Over the past several years, St. Thomas has experienced changes in the characteristics of first-year students. The improvement in the academic profile of these students has resulted not just from students accepted for admission, but also reflects a higher quality in the applicant pool. I also am pleased to note that the percentage of undergraduate students of color and international students has recently increased and that undergraduate students continue to represent a wide range of socioeconomic backgrounds.
With this positive difference, the academic needs of some first-year students also have changed. The strategic planning process challenges the university to look at its programs and determine the best use of resources.
An important initiative created in the late 1980s to assist incoming students who were not prepared for the academic challenges of UST due to circumstances beyond their control was the Academic Preparation Program (APP). These circumstances included first-generation, rural, economically disadvantaged or historically underrepresented and underserved students. APP focused on enrolling students who did not qualify for regular admission but demonstrated a desire and motivation to complete a baccalaureate degree. The Admissions Committee looked at each and every applicant for suitability for APP before denying regular admission.
Although APP has been successful in fulfilling its mission, it has become increasingly difficult to fill the program. Over the past several years St. Thomas has not received enough applications from students for whom APP originally was designed. In addition to the change in the applicant pool, the Admissions Committee has found that students who are offered the opportunity to interview for APP usually also are offered regular admission to other institutions and therefore choose not to attend St. Thomas. The numbers enrolled in the program have declined from a high of 28 (of 41 offers) in fall ’95 to seven (of 13 offers) in fall ’98 and six (of 16 offers) in fall ’99. St. Thomas did not enroll an APP class for fall 2000 and has not yet offered interviews for fall 2001.

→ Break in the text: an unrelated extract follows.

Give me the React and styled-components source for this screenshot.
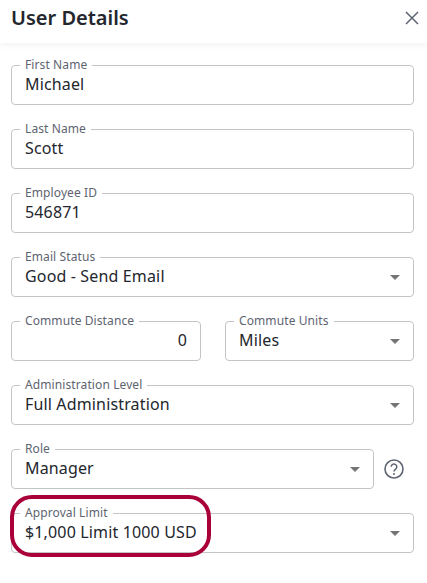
import React from "react";
import styled, { createGlobalStyle } from "styled-components";

const Global = createGlobalStyle`
  html, body { margin: 0; padding: 0; background: #fff; }
  body { font-family: "Noto Sans", "Open Sans", sans-serif; color: #23262d; }
`;
const Panel = styled.div`
  width: 427px; height: 583px; overflow: hidden; position: relative; background: #fff;
`;
const Header = styled.header`
  height: 43px; padding: 0 8px 8px 11px; display: flex; align-items: center; justify-content: space-between;
  background: #fff; box-shadow: 0 1px 8px rgba(0,0,0,.07); position: relative; box-sizing: border-box;
`;
const Title = styled.h1`
  margin: 0; font-size: 20px; line-height: 28px; font-weight: 600; color: #23262d;
`;
const CloseButton = styled.button`
  border: 0; background: none; padding: 0; width: 14px; height: 14px; display: flex; color: #5e6470;
`;
const Form = styled.div`
  padding: 22px 13px 0 11px; display: flex; flex-direction: column; gap: 24px;
`;
const Row = styled.div`
  display: flex; align-items: center; gap: ${p => p.$gap}px; padding-right: ${p => p.$pad || 0}px;
`;
const Field = styled.div`
  position: relative; box-sizing: border-box; height: 40px; flex: ${p => p.$width ? `0 0 ${p.$width}px` : "1 0 auto"};
  border: 1px solid #c4c4c4; border-radius: 4px; padding: 0 13px;
  display: flex; align-items: center; justify-content: ${p => p.$right ? "flex-end" : "space-between"};
`;
const Label = styled.label`
  position: absolute; left: 8px; top: -9px; padding: 0 5px; background: #fff;
  font-size: 12px; line-height: 16px; letter-spacing: 0.1px; color: #5e6470; white-space: nowrap;
`;
const Value = styled.span`
  font-size: 16px; line-height: 22px; letter-spacing: 0.15px; color: #23262d; white-space: nowrap; margin-top: -2px;
`;
const Caret = styled.span`
  width: 0; height: 0;
  border-left: 5px solid transparent; border-right: 5px solid transparent; border-top: 5px solid #757575;
`;
const HelpIcon = styled.svg`
  width: 20px; height: 20px; flex: none; color: #5e6470; display: block;
`;
const Callout = styled.div`
  position: absolute; left: 10px; top: 495px; width: 201px; height: 62px; box-sizing: border-box;
  border: 4px solid #a9003a; border-radius: 22px; pointer-events: none;
`;

const F = ({ label, value, select, right, width }) => (
  <Field $width={width} $right={right}>
    <Label>{label}</Label>
    <Value>{value}</Value>
    {select && <Caret />}
  </Field>
);

export default function App() {
  return (
    <Panel>
      <Global />
      <Header>
        <Title>User Details</Title>
        <CloseButton aria-label="Close">
          <svg width="14" height="14" viewBox="0 0 14 14" fill="none" stroke="currentColor" strokeWidth="1.5">
            <path d="M1 1l12 12M13 1L1 13" />
          </svg>
        </CloseButton>
      </Header>
      <Form>
        <F label="First Name" value="Michael" />
        <F label="Last Name" value="Scott" />
        <F label="Employee ID" value="546871" />
        <F label="Email Status" value="Good - Send Email" select />
        <Row $gap={24}>
          <F label="Commute Distance" value="0" right width={190} />
          <F label="Commute Units" value="Miles" select />
        </Row>
        <F label="Administration Level" value="Full Administration" select />
        <Row $gap={10} $pad={10}>
          <F label="Role" value="Manager" select />
          <HelpIcon viewBox="0 0 20 20" fill="none" aria-label="Help">
            <circle cx="10" cy="10" r="9" stroke="currentColor" strokeWidth="1.6" />
            <path d="M7.2 7.8a2.8 2.8 0 1 1 4.4 2.3c-1 .7-1.6 1.2-1.6 2.4" stroke="currentColor" strokeWidth="1.5" />
            <circle cx="10" cy="15" r="1" fill="currentColor" />
          </HelpIcon>
        </Row>
        <F label="Approval Limit" value="$1,000 Limit 1000 USD" select />
      </Form>
      <Callout />
    </Panel>
  );
}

A mounting need in the Twin Cities is to serve the immigrant populations who are graduating from high school. Many of these students are academically capable of meeting the demands of a UST degree, but are held back because they have not had the opportunity to develop their English-language skills. It has become apparent that St. Thomas should begin to plan strategic ways of meeting the language needs for this growing and diverse population of students.

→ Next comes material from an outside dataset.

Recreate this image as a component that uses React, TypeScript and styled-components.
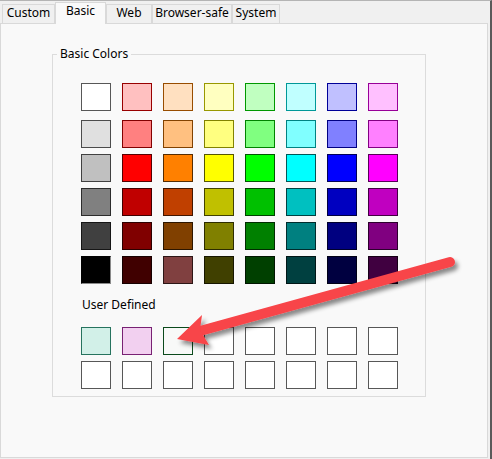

APP has been a wonderful program that truly has made a difference in the lives of students. I want to commend all faculty who dedicated many professional hours to this program. The faculty’s efforts indeed have been exemplary. However, the shift in the student population necessitates a change of direction. After thorough review and consultation, Dr. Ralph Pearson and I have decided to discontinue APP and focus future resources on addressing the needs of our students who require additional support for the development of English language skills.